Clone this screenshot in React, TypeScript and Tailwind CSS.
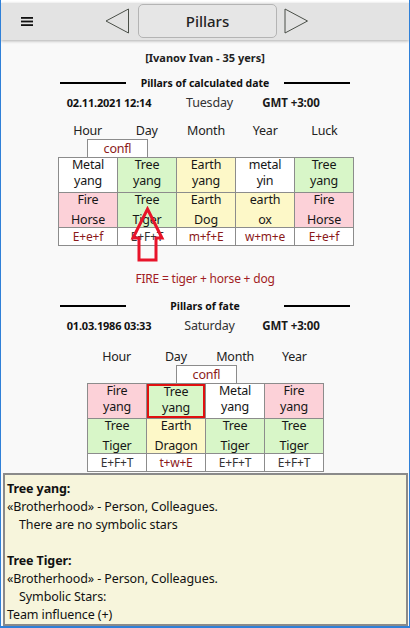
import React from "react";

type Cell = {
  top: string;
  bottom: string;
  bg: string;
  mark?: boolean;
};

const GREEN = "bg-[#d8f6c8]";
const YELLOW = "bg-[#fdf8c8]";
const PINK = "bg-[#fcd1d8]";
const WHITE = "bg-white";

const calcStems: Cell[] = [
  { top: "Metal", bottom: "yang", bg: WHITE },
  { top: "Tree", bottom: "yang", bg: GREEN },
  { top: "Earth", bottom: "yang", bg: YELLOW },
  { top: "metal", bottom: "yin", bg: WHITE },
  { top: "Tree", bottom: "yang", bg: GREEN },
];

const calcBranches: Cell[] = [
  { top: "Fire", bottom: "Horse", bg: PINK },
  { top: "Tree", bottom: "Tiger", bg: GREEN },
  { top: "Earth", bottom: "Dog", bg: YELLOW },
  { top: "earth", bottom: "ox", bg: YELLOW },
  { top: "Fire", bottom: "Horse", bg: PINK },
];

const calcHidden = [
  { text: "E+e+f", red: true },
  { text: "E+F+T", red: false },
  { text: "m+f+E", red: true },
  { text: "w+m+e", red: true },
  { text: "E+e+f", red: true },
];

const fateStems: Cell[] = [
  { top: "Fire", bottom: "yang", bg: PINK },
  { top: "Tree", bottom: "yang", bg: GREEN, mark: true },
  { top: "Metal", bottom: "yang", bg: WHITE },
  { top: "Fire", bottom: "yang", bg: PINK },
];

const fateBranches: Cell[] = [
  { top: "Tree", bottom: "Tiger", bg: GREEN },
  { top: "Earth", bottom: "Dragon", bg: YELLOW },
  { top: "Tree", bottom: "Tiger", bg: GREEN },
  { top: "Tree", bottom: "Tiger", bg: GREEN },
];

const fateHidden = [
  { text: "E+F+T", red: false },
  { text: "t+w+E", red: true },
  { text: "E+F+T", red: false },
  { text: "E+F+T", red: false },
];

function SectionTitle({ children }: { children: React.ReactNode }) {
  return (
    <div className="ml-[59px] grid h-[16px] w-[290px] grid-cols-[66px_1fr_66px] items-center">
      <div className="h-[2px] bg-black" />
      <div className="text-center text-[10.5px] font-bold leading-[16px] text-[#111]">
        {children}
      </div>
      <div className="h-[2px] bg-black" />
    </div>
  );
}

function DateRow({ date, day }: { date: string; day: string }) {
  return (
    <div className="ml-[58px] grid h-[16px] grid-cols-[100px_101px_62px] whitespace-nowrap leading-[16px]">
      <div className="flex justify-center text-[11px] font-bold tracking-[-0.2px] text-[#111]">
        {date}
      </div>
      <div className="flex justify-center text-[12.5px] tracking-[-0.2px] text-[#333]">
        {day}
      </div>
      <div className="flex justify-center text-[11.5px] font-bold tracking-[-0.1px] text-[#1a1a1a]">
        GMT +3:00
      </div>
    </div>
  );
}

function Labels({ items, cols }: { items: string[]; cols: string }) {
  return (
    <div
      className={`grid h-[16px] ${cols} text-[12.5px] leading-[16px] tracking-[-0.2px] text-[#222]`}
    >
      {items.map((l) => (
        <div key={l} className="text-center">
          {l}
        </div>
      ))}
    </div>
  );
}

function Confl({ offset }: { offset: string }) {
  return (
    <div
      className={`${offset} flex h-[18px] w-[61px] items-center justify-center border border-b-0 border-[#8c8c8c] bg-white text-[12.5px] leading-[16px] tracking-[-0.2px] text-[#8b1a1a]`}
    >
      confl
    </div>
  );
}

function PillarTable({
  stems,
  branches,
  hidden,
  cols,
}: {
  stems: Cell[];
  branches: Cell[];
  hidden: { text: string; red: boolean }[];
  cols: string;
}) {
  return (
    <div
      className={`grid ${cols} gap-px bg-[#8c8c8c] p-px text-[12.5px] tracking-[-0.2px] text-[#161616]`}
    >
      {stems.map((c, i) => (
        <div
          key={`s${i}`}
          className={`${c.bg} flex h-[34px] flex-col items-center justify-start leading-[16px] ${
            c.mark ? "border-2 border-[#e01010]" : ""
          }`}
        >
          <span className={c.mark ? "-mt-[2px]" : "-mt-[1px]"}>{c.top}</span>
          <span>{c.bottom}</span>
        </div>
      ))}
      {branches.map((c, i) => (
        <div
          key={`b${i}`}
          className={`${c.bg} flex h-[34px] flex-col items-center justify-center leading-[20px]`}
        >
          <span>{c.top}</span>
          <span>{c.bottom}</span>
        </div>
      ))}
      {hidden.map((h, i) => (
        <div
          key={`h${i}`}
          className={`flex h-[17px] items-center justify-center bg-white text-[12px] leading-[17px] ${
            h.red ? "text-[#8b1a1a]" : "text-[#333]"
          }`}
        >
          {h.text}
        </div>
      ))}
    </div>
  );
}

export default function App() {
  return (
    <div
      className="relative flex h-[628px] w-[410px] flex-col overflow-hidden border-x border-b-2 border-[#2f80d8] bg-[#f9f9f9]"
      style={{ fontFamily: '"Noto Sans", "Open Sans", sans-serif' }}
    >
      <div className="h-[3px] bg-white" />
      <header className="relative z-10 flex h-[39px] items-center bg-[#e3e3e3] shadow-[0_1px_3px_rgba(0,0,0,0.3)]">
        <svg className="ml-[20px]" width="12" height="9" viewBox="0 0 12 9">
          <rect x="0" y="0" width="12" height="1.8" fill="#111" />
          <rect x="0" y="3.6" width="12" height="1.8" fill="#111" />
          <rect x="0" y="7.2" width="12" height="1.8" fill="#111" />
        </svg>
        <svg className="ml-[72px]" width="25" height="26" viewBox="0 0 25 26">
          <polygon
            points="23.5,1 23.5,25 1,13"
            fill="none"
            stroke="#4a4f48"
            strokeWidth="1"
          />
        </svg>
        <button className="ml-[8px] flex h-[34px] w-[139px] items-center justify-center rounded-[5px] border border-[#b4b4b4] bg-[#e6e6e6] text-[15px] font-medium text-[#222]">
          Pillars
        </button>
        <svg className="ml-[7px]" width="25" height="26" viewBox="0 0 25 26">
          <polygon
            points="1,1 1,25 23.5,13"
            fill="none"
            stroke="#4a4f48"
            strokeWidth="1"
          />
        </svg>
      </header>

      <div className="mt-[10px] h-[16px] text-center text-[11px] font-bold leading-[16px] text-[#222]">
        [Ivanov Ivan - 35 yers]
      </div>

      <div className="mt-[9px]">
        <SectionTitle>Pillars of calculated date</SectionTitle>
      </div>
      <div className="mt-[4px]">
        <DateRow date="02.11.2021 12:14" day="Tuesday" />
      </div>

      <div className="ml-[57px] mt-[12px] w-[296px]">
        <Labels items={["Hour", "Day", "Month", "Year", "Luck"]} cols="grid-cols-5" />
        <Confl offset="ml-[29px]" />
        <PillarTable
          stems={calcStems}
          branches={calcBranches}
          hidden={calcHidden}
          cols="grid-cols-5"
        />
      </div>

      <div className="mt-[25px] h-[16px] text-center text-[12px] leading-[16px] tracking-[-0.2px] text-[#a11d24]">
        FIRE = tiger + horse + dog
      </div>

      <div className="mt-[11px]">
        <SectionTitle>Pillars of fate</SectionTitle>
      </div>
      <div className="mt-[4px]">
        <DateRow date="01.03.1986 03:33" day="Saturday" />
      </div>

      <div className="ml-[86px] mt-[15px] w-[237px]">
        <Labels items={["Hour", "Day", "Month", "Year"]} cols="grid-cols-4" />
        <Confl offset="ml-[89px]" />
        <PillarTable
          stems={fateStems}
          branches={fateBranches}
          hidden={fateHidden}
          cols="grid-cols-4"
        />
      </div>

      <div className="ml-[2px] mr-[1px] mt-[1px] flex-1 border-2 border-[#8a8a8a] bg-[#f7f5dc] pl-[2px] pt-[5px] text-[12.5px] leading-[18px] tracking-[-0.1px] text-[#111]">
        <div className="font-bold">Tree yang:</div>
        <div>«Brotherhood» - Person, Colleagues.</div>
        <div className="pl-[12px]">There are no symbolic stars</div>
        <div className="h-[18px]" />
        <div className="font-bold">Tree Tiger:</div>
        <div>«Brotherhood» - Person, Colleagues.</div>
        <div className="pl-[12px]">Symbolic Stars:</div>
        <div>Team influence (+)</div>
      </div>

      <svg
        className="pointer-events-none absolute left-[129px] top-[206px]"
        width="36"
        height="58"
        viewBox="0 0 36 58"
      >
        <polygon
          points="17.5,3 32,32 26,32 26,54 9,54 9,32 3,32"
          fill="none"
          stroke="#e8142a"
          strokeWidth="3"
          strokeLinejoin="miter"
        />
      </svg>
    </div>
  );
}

───

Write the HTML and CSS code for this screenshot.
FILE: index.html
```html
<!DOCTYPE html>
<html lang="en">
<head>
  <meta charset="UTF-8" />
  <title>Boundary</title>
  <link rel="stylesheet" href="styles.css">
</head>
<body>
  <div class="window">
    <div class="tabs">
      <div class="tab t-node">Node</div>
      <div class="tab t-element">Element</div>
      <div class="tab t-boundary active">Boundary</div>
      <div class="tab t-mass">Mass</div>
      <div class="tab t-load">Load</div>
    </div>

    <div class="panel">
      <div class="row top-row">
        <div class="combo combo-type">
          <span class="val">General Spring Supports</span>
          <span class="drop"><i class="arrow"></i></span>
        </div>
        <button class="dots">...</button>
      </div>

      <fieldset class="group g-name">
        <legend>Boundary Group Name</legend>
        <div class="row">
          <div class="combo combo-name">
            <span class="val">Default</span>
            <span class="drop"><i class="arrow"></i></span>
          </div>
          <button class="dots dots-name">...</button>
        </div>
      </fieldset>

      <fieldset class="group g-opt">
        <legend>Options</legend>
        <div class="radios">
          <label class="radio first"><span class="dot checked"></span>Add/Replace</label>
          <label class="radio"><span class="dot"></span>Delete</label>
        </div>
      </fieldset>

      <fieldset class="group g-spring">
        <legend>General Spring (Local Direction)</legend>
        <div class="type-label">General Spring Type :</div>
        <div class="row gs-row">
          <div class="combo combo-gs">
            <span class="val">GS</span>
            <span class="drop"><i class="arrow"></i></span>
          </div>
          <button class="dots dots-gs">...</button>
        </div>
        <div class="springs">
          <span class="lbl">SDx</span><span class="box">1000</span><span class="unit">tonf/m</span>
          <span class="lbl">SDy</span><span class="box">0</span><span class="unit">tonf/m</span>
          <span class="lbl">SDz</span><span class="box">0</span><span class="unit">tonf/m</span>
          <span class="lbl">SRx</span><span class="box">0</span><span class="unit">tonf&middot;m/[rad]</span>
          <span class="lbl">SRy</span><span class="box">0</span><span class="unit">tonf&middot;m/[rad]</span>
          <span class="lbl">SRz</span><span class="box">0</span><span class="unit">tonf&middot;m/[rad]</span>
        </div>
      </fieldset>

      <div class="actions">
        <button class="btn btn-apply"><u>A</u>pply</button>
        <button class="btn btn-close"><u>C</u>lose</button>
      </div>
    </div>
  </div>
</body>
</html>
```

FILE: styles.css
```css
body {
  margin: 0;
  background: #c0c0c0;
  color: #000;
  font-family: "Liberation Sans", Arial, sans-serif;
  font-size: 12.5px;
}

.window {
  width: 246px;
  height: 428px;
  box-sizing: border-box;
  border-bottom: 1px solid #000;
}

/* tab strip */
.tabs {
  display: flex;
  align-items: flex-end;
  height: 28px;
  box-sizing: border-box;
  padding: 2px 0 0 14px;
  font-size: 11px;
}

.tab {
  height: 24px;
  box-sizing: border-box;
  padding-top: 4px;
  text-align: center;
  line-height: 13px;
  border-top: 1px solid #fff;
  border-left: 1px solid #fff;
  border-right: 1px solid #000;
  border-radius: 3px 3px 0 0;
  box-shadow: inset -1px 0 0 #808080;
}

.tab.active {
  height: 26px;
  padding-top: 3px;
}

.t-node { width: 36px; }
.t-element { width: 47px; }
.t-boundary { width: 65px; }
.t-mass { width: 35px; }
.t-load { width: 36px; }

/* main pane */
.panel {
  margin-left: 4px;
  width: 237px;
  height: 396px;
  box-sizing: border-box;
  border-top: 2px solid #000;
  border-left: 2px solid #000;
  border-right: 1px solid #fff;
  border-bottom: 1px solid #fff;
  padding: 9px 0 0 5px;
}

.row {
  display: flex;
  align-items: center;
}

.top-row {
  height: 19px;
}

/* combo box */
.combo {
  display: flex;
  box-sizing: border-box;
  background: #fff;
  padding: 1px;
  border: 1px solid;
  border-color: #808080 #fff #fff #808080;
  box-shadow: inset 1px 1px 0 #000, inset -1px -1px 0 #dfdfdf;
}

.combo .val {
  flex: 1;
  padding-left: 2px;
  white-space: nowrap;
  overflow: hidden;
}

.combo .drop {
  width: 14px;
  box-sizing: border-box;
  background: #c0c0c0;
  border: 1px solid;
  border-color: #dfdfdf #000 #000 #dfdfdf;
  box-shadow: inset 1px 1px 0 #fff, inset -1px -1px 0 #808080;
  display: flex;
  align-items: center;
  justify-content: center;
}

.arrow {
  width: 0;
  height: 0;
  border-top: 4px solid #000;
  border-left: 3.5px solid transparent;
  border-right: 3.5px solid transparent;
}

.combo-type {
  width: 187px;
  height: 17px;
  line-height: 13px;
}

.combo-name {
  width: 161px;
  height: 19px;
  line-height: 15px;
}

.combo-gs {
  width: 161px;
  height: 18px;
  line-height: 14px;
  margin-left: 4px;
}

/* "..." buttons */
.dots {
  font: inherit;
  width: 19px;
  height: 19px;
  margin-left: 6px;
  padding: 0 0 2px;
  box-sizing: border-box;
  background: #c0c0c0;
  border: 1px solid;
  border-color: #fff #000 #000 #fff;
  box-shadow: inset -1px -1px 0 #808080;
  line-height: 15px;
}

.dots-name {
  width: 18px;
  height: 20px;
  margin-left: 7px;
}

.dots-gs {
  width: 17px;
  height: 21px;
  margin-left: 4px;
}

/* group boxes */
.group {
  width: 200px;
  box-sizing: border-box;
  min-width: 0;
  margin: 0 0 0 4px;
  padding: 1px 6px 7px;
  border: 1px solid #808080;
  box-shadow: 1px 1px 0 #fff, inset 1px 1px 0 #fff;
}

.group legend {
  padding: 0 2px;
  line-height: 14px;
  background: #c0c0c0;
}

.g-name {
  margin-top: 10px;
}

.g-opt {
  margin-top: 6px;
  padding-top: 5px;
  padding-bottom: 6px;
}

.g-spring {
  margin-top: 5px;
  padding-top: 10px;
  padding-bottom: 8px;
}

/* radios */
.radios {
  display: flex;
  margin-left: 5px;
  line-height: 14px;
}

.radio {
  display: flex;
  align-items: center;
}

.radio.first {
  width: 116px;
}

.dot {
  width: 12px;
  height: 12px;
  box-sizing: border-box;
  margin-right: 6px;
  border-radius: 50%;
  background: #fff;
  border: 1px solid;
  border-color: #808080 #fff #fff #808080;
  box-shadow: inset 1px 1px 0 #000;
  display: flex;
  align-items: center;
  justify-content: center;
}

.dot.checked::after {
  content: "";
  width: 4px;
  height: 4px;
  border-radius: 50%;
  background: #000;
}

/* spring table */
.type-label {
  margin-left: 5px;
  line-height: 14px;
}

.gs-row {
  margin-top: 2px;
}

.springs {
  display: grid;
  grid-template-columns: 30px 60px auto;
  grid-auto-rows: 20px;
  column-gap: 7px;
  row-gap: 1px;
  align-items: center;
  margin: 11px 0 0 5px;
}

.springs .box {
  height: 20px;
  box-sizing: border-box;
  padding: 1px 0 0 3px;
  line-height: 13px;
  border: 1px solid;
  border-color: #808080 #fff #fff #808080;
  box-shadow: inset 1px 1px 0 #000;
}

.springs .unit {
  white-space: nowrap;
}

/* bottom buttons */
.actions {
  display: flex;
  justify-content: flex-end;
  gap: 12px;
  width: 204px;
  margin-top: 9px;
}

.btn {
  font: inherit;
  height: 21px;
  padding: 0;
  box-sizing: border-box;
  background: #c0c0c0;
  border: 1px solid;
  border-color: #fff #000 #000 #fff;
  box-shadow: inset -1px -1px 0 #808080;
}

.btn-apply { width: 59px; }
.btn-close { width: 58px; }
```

───

§ REQUIRED WORK
Using the records above, select and copy every line that has the word "React".

§ REPLY
Clone this screenshot in React, TypeScript and Tailwind CSS.
import React from "react";
function SectionTitle({ children }: { children: React.ReactNode }) {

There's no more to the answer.